For months, I've been borrowing keys or cars to stay on top of errands, and staying with friends or family to avoid being alone with Mona too long. Often when I most need my dignity, when I can hardly manage basic civility, I have to swallow my pride and ask for a favor. There've been so many times that I wanted to rage, pull at my hair, rip my clothes, and pound the earth--now, for example--but there are always the neighbors or the baby to consider, and now inside my sister's house there were two older children, who certainly would remember an angry scene. These, too, were familiar feelings from the past year of grief: utterly isolated, but never alone, always adrift, and never quite safe.

When Gil and I were newlyweds, I told him one night that wherever he was, there I was home. When Mona was born, we tried to pass on that feeling to her: that wherever she found herself loved and accepted, she belonged. But when the person who is your heart's chosen home goes away, where does your heart go? Where do you go?

Except for me and Mona, the street was empty. I put Mona's shoes and socks on, stood up, and offered her my hand. She glanced at it and took off running in her funny, loose-hipped baby way, not even looking back to see me following, so secure that I'd be there.

I found a lawn down the block for us to sit on and look at pictures from a book of baby animals I keep in her bag. I pointed out the fox cub and the duckling and the bunny and waited to collect myself and go back home to my sister.

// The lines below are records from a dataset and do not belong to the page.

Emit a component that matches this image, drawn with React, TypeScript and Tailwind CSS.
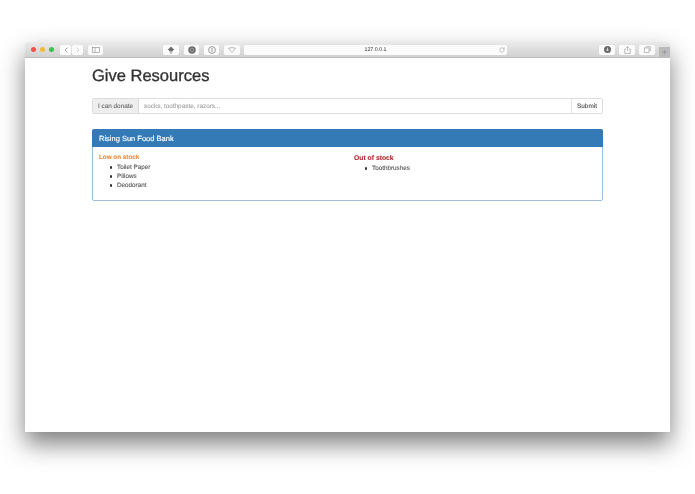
import { ChevronLeft, ChevronRight, RotateCw } from 'lucide-react'

function ToolButton({ className, children }: { className: string; children?: React.ReactNode }) {
  return (
    <div className={`h-[10px] rounded-[2px] bg-[#fbfbfb] blur-[0.3px] flex items-center justify-center shrink-0 ${className}`}>
      {children}
    </div>
  )
}

function Toolbar() {
  return (
    <div className="relative h-[16px] flex items-center pl-[6px] rounded-t-[3px] bg-gradient-to-b from-[#ebeaeb] to-[#d2d1d2] border-b border-[#bdbdbd]">
      <div className="w-[5px] h-[5px] rounded-full bg-[#f2524c] shrink-0" />
      <div className="w-[5px] h-[5px] rounded-full bg-[#f5b93a] shrink-0 ml-[4px]" />
      <div className="w-[5px] h-[5px] rounded-full bg-[#3cc04c] shrink-0 ml-[4px]" />
      <ToolButton className="w-[11px] ml-[6px]">
        <ChevronLeft className="w-[8px] h-[8px] text-[#777]" strokeWidth={2} />
      </ToolButton>
      <ToolButton className="w-[11px] ml-[1px]">
        <ChevronRight className="w-[8px] h-[8px] text-[#bbb]" strokeWidth={2} />
      </ToolButton>
      <ToolButton className="w-[15px] ml-[5px]">
        <svg className="w-[8px] h-[6px]" viewBox="0 0 16 12" fill="none" stroke="#888" strokeWidth="1.2">
          <rect x="1" y="1" width="14" height="10" />
          <path d="M6 1v10" />
        </svg>
      </ToolButton>
      <ToolButton className="w-[16px] ml-[60px]">
        <svg className="w-[8px] h-[8px]" viewBox="0 0 16 16" fill="#6e6e6e">
          <path d="M8 1 15 8h-3v2H4V8H1zM5 11h6v1.500H5zM6.500 13.500h3V15h-3z" />
        </svg>
      </ToolButton>
      <ToolButton className="w-[15px] ml-[5px]">
        <svg className="w-[8px] h-[8px]" viewBox="0 0 16 16" fill="none">
          <circle cx="8" cy="8" r="7.500" fill="#6e6e6e" />
          <circle cx="8" cy="8" r="3.500" stroke="#aaa" strokeWidth="1.500" />
        </svg>
      </ToolButton>
      <ToolButton className="w-[15px] ml-[5px]">
        <svg className="w-[8px] h-[8px]" viewBox="0 0 16 16" fill="none" stroke="#777" strokeWidth="1.500">
          <circle cx="8" cy="8" r="6.800" />
          <path d="M8 4v8" />
        </svg>
      </ToolButton>
      <ToolButton className="w-[16px] ml-[5px]">
        <svg className="w-[8px] h-[6px]" viewBox="0 0 16 12" fill="none" stroke="#999" strokeWidth="1.300">
          <path d="M1 2.500Q8-.500 15 2.500L8 11z" />
        </svg>
      </ToolButton>
      <ToolButton className="w-[263px] ml-[4px] relative">
        <span className="pt-[1.500px] text-[5.300px] leading-none text-[#333]">127.0.0.1</span>
        <RotateCw className="absolute right-[2px] top-[2px] w-[6px] h-[6px] text-[#999]" strokeWidth={2} />
      </ToolButton>
      <ToolButton className="w-[16px] ml-[92px]">
        <svg className="w-[7px] h-[7px]" viewBox="0 0 16 16">
          <circle cx="8" cy="8" r="8" fill="#666" />
          <path d="M8 3.500v7M5 8l3 3.500L11 8" stroke="#eee" strokeWidth="1.800" fill="none" />
        </svg>
      </ToolButton>
      <ToolButton className="w-[16px] ml-[4px]">
        <svg className="w-[7px] h-[8px]" viewBox="0 0 14 16" fill="none" stroke="#999" strokeWidth="1.300">
          <path d="M4 6H1.500v9h11V6H10M7 10V1M4.500 3.500 7 1l2.500 2.500" />
        </svg>
      </ToolButton>
      <ToolButton className="w-[16px] ml-[4px]">
        <svg className="w-[7px] h-[7px]" viewBox="0 0 16 16" fill="none" stroke="#999" strokeWidth="1.400">
          <path d="M5 4V1.500h9.500V11H12" />
          <rect x="1.500" y="4.500" width="10" height="10" />
        </svg>
      </ToolButton>
      <div className="absolute right-0 bottom-0 w-[11px] h-[10px] bg-[#bcbbbc] flex items-center justify-center text-[#888] text-[9px] leading-none">
        +
      </div>
    </div>
  )
}

function StockList({ title, titleClass, items, className }: { title: string; titleClass: string; items: string[]; className: string }) {
  return (
    <div className={className}>
      <div className={`leading-[9px] font-bold [-webkit-text-stroke:0.1px] ${titleClass}`}>{title}</div>
      <ul className="mt-[1px] pl-[10.500px] text-[6.300px] leading-[9px] text-[#555] [-webkit-text-stroke:0.1px_#555]">
        {items.map((item) => (
          <li key={item} className="flex items-center gap-[5px]">
            <span className="w-[2.500px] h-[2.500px] rounded-full bg-[#333]" />
            {item}
          </li>
        ))}
      </ul>
    </div>
  )
}

export default function App() {
  return (
    <div className="h-[494px] bg-white px-[25px] pt-[42px] font-['Liberation_Sans',sans-serif] overflow-hidden [text-rendering:geometricPrecision]">
      <div className="h-[390px] rounded-t-[3px] bg-white shadow-[0_12px_24px_rgba(0,0,0,0.5)]">
        <Toolbar />
        <div className="ml-[67px] w-[511px] blur-[0.3px]">
          <h1 className="text-[16.500px] leading-[20px] font-medium text-[#333] mt-[8px] h-[20px] [-webkit-text-stroke:0.35px_#333]">
            Give Resources
          </h1>

          <div className="flex h-[16px] mt-[12px] border border-[#dcdcdc] rounded-[2px] text-[6.400px] text-[#666] [-webkit-text-stroke:0.08px]">
            <div className="w-[46px] pt-[1px] bg-[#eeeeee] border-r border-[#dcdcdc] flex items-center justify-center">
              I can donate
            </div>
            <div className="flex-1 pt-[1px] flex items-center pl-[5px] text-[#a0a0a0]">socks, toothpaste, razors...</div>
            <div className="w-[31px] pt-[1px] border-l border-[#e4e4e4] flex items-center justify-center text-[#444]">
              Submit
            </div>
          </div>

          <div className="mt-[15px] h-[72px] border border-[#9fbfdc] rounded-[2px]">
            <div className="h-[18px] -mx-[1px] -mt-[1px] pt-[0.500px] bg-[#337ab7] rounded-t-[2px] flex items-center pl-[7px] text-[7.500px] font-medium text-white [-webkit-text-stroke:0.15px_#fff]">
              Rising Sun Food Bank
            </div>
            <div className="flex pl-[6px] pt-[6px]">
              <StockList
                className="w-[255px]"
                title="Low on stock"
                titleClass="text-[6.300px] text-[#f0883a]"
                items={['Toilet Paper', 'Pillows', 'Deodorant']}
              />
              <StockList
                className="mt-[1px]"
                title="Out of stock"
                titleClass="text-[6.800px] text-[#ac2a30]"
                items={['Toothbrushes']}
              />
            </div>
          </div>
        </div>
      </div>
    </div>
  )
}
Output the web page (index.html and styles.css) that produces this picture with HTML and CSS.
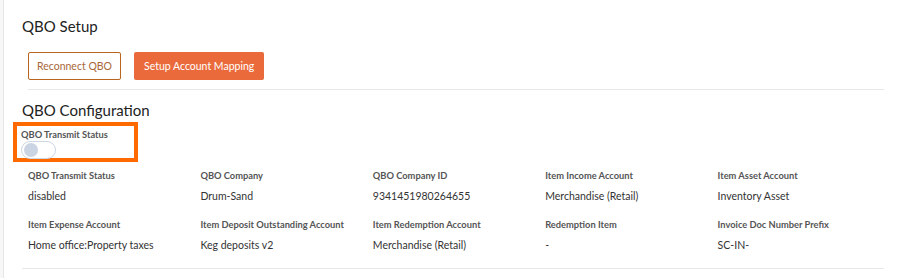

I found her door unlocked. I sat at the kitchen table, and my brother-in-law put a hand on my shoulder. My sister said, "I'm sorry," and I said I was too. Then we ate our oatmeal. The next day, we went to the grocery store and marveled over the pastry counter and got the girls balloons and bought orchids for each other. We exchanged Mother's Day gifts at our parents' gravesite, with Mona running happily in the grass, perfectly at home.